____ Data block

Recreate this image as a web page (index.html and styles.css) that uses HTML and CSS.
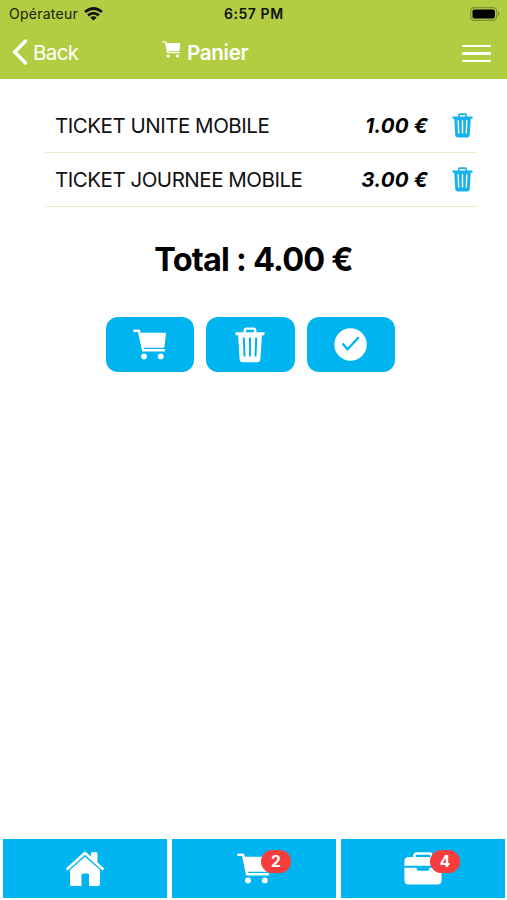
FILE: index.html
```html
<!DOCTYPE html>
<html lang="fr">
<head>
<meta charset="utf-8">
<title>Panier</title>
<link rel="stylesheet" href="styles.css">
</head>
<body>
<svg class="defs" width="0" height="0">
  <symbol id="cart" viewBox="0 0 34 31">
    <path d="M1.5 1.7H6L10.2 21.2H31" fill="none" stroke="currentColor" stroke-width="2.5" stroke-linecap="round" stroke-linejoin="round"/>
    <path d="M6.5 3.8H33L31.5 17.3Q31.3 18.7 30 18.7H9.5Z" fill="currentColor"/>
    <circle cx="11" cy="27.4" r="2.9" fill="currentColor"/><circle cx="27.8" cy="27.4" r="2.9" fill="currentColor"/>
  </symbol>
  <symbol id="trash" viewBox="0 0 30 36">
    <path d="M9.8 6V3.2Q9.8 1.6 11.4 1.6H18.6Q20.2 1.6 20.2 3.2V6" fill="none" stroke="currentColor" stroke-width="2.4"/>
    <path fill="currentColor" fill-rule="evenodd" d="M1 5.2H29Q30 5.2 29.6 6.4L29.2 8.2H26.9L25.4 32.2Q25.1 35.2 22.2 35.2H7.8Q4.9 35.2 4.6 32.2L3.1 8.2H.8L.4 6.4Q0 5.2 1 5.2ZM7.8 10.5L8.5 29.5H10.5L9.8 10.5ZM14 10.5V29.5H16V10.5ZM20.2 10.5L19.5 29.5H21.5L22.2 10.5Z"/>
  </symbol>
</svg>
<div class="app">
  <header class="header">
    <div class="status">
      <span class="carrier">Opérateur</span>
      <svg class="wifi" viewBox="0 0 19 14"><g fill="none" stroke="#111" stroke-width="2.8"><path d="M1.1 5Q9.5-2 17.9 5"/><path d="M4.1 8.4Q9.5 3.8 14.9 8.4"/></g><path d="M9.5 13.6L6.3 10.5Q9.5 8 12.7 10.5Z" fill="#111"/></svg>
      <span class="clock">6:57 PM</span>
      <svg class="battery" viewBox="0 0 30 14"><rect x=".7" y=".7" width="26" height="12.6" rx="3.6" fill="none" stroke="#7f9233" stroke-width="1.2"/><rect x="2.5" y="2.4" width="22.4" height="9.2" rx="1.8"/><path d="M28 4.5Q31 7 28 9.5Z" fill="#7f9233"/></svg>
    </div>
    <nav class="nav">
      <a class="back"><svg viewBox="0 0 16 26"><path d="M13.5 2L2.7 13L13.5 24" fill="none" stroke="#fff" stroke-width="3.4" stroke-linecap="round" stroke-linejoin="round"/></svg><span>Back</span></a>
      <h1 class="title"><svg><use href="#cart"/></svg><span>Panier</span></h1>
      <div class="menu"><i></i><i></i><i></i></div>
    </nav>
  </header>
  <main class="main">
    <ul class="list">
      <li><span class="name">TICKET UNITE MOBILE</span><span class="price">1.00 €</span><svg><use href="#trash"/></svg></li>
      <li><span class="name">TICKET JOURNEE MOBILE</span><span class="price">3.00 €</span><svg><use href="#trash"/></svg></li>
    </ul>
    <h2 class="total">Total : 4.00 €</h2>
    <div class="actions">
      <button><svg class="cart"><use href="#cart"/></svg></button>
      <button><svg class="trash"><use href="#trash"/></svg></button>
      <button><svg class="check" viewBox="0 0 33 33"><circle cx="16.5" cy="16.5" r="16.2" fill="#fff"/><path d="M8.5 15.5L13.5 21.3L24.8 9.2" fill="none" stroke="#00b4ef" stroke-width="2.3"/></svg></button>
    </div>
  </main>
  <footer class="tabs">
    <a><svg class="home" viewBox="0 0 38 36"><path d="M1.5 17.8L19 2L36.5 17.8" fill="none" stroke="#fff" stroke-width="2.7" stroke-linecap="round" stroke-linejoin="round"/><path d="M25.5 6V1.8H31V11Z" fill="#fff" stroke="#fff" stroke-linejoin="round"/><path d="M4 19L19 5.7L34 19V33Q34 35 32 35H23V24Q23 22.6 21.6 22.6H16.9Q15.5 22.6 15.5 24V35H6Q4 35 4 33Z" fill="#fff"/></svg></a>
    <a><svg class="cart"><use href="#cart"/></svg><span class="badge">2</span></a>
    <a><svg class="bag" viewBox="0 0 38 33"><path d="M10.5 6V3.5Q10.5 1.5 12.5 1.5H25.5Q27.5 1.5 27.5 3.5V6" fill="none" stroke="#fff" stroke-width="2.4"/><path d="M.4 13.8V9.5Q.4 5 5 5H33Q37.6 5 37.6 9.5V13.8ZM.4 15.8H12.5L13 17.7Q13.2 18.8 14.5 18.8H23.5Q24.8 18.8 25 17.7L25.5 15.8H37.6V28Q37.6 32.5 33 32.5H5Q.4 32.5 .4 28Z" fill="#fff"/></svg><span class="badge">4</span></a>
  </footer>
</div>
</body>
</html>
```
FILE: styles.css
```css
* { box-sizing: border-box; }
body { margin: 0; background: #fff; color: #000; font-family: Inter, "Liberation Sans", sans-serif; }
svg { display: block; flex: none; }
.defs { position: absolute; }
.app { width: 507px; height: 900px; display: flex; flex-direction: column; overflow: hidden; }
.header { height: 79px; background: #b2cd42; flex: none; }
.status { height: 27px; display: flex; align-items: center; padding-left: 9px; color: #1c2108; white-space: nowrap; }
.carrier { width: 75px; font-size: 14px; letter-spacing: .25px; }
.wifi { width: 19px; height: 14px; }
.clock { margin-left: 121px; width: 60px; font-size: 14px; font-weight: 600; letter-spacing: .55px; color: #111; }
.battery { width: 30px; height: 14px; margin-left: 186px; }
.nav { height: 50px; display: flex; align-items: center; color: #fff; }
.back { display: flex; align-items: center; margin-left: 12px; width: 150px; font-size: 20.5px; letter-spacing: -.6px; }
.back svg { width: 16px; height: 26px; margin-right: 5px; }
.title { margin: 0; display: flex; align-items: center; font-size: 20.5px; font-weight: 600; letter-spacing: -.25px; }
.title svg { width: 19px; height: 17px; margin: -6px 6px 0 0; }
.menu { margin: 3px 16px 0 auto; width: 29px; display: flex; flex-direction: column; gap: 5px; }
.menu i { height: 2.4px; background: #fff; border-radius: 1px; }
.main { flex: 1; padding-top: 20px; }
.list { list-style: none; width: 432px; margin: 0 0 0 45px; padding: 0; }
.list li { height: 54px; border-bottom: 1px solid #e9ecca; display: flex; align-items: center; padding: 0 4px 1px 10px; font-size: 20.5px; color: #111; }
.name { flex: 1; white-space: nowrap; letter-spacing: -.48px; }
.price { font-weight: 700; font-style: italic; margin-right: 24px; white-space: nowrap; letter-spacing: .2px; color: #000; }
.list svg { width: 21px; height: 25px; margin-top: 1px; color: #16b2eb; }
.total { margin: 29px 0 0; height: 48px; line-height: 48px; text-align: center; font-size: 32.5px; font-weight: 700; letter-spacing: -.8px; white-space: nowrap; }
.actions { display: flex; gap: 12px; margin: 33px 0 0 106px; }
.actions button { width: 88.3px; height: 55px; border: 0; border-radius: 12px; padding: 0; background: #00b4ef; display: flex; align-items: center; justify-content: center; color: #fff; }
.cart { width: 34px; height: 31px; }
.trash { width: 30px; height: 36px; }
.check { width: 33px; height: 33px; }
.tabs { height: 61px; display: grid; grid-template-columns: repeat(3, 164px); gap: 5px; padding: 0 0 2px 3px; flex: none; color: #fff; }
.tabs a { position: relative; background: #00b4ef; display: flex; align-items: center; justify-content: center; }
.home { width: 38px; height: 36px; }
.tabs .bag { width: 38px; height: 33px; }
.badge { position: absolute; left: 89px; top: 11px; width: 30px; height: 23px; border-radius: 12px; background: #f53d3d; font-size: 15.5px; font-weight: 700; line-height: 23px; text-align: center; }
```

________

Request: From the data above, gather every line that includes the word "styles".

Output:
Recreate this image as a web page (index.html and styles.css) that uses HTML and CSS.
<link rel="stylesheet" href="styles.css">
FILE: styles.css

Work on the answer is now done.